The kids, from Liberty Middle School, are trying to get a bill passed that will place an abridged U.S. Constitution on the back of U.S. paper currency.
"It's a phenomenal idea," said Clay England, a seventh-grader at LMS. "I love it. It can teach people so much. Can you imagine reading the constitution with 'In God We Trust' above it?"
Started in 1997
The idea for the Liberty Bill, as it is called in the U.S. House of Representatives and in the Senate, began in 1997.
Every year LMS seventh-grade civics teacher Randy Wright had his students memorize and recite the abridged version of the U.S. Constitution in class.
"One night I thought of the idea to put it on the back of the currency so that everyone, all over the world, could read it," Wright said, "and when I told the kids, they jumped all over it."
Wright said the first thing they had to do was get a member of Congress to hear their plan.
So the students went to work developing speeches and elaborate presentations detailing the reasons why the Constitution should be placed on the back of currency.
And in four years their reasons haven't changed.
They say the Liberty Bill would cost $500,000 to design and implement, but would save the country $500 million per year by eliminating expensive federal programs designed to promote the American system and philosophy of government around the world. The bill doesn't specify any denomination, but Wright thinks the abridged Constitution would be most effective on the $1 bill.
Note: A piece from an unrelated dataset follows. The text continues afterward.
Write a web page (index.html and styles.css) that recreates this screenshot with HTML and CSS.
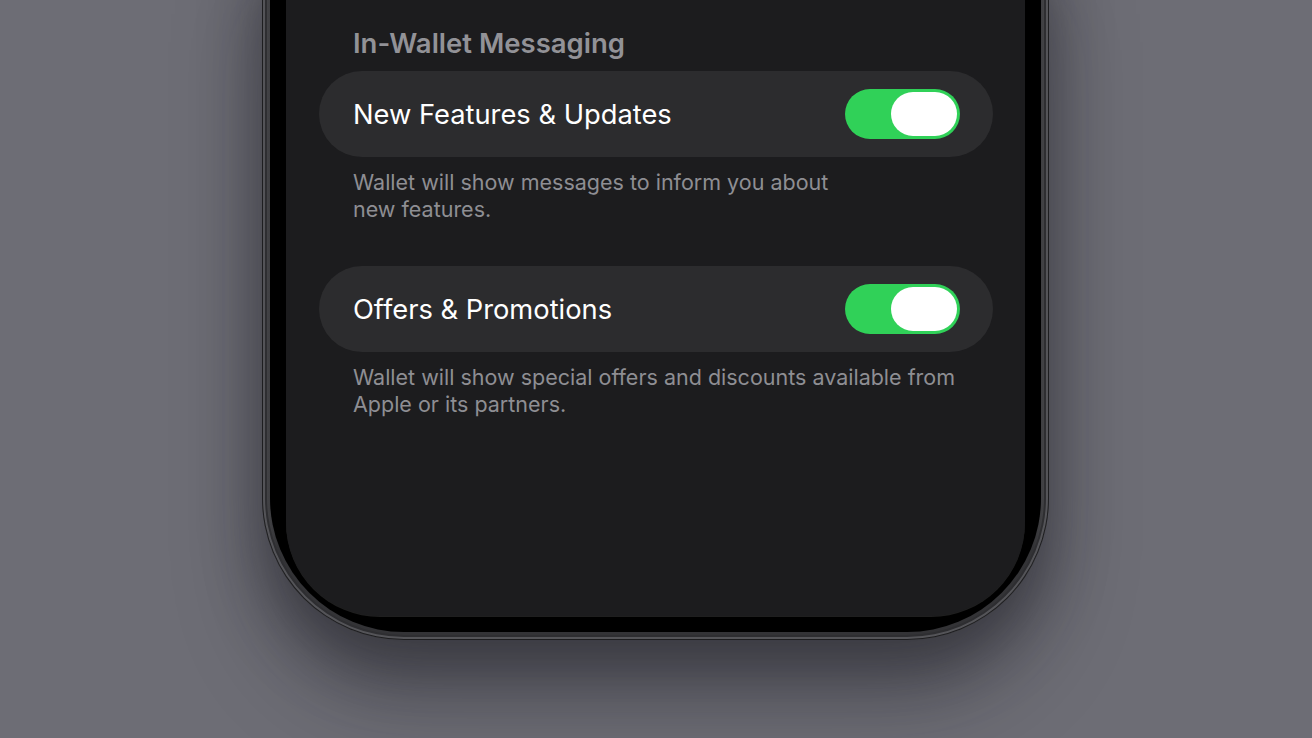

"There are more than seven billion $1 bills outside America," Wright said. "We want to let the people of the world who are oppressed and impoverished to know how our government works."
The students have taken their case all the way to Washington, where they spoke in front of the House Domestic and Monetary Policy, Technology and Economic Growth Subcommittee.
In the Liberty Bill's short history, the students have made several radio and television appearances, including a spot on the CBS Evening News and Good Morning America; spoken before Virginia congressmen and delegates; and even passed out flyers at James Madison University.
They also gave their presentation to the deputy assistant of legislative affairs to the president at the White House.
Expanded over the years
Wright said the project started in his class but has expanded over the years to include kids from all over the school.
"Only five or six kids can go to give the actual presentations," he said. "But they can all memorize the Constitution and recite it."
Eighth-grader Kari Roth, who was one of the White House speakers, said even though she's out of the seventh grade she still works on the project almost every day by writing letters to newspapers and television stations.
She said working on the bill is just too exciting not to get involved.
Although Wright would love for more students to be able to help in the future, he hopes it gets passed soon.
"We were on the front or middle burner with the subcommittee," he said. "We would have gotten a vote in September, but then Sept. 11 happened.
"The committee we were dealing with is the same committee that's in charge of finding bin Laden's money and stopping it. I'd like to think we'll be back on in January or February."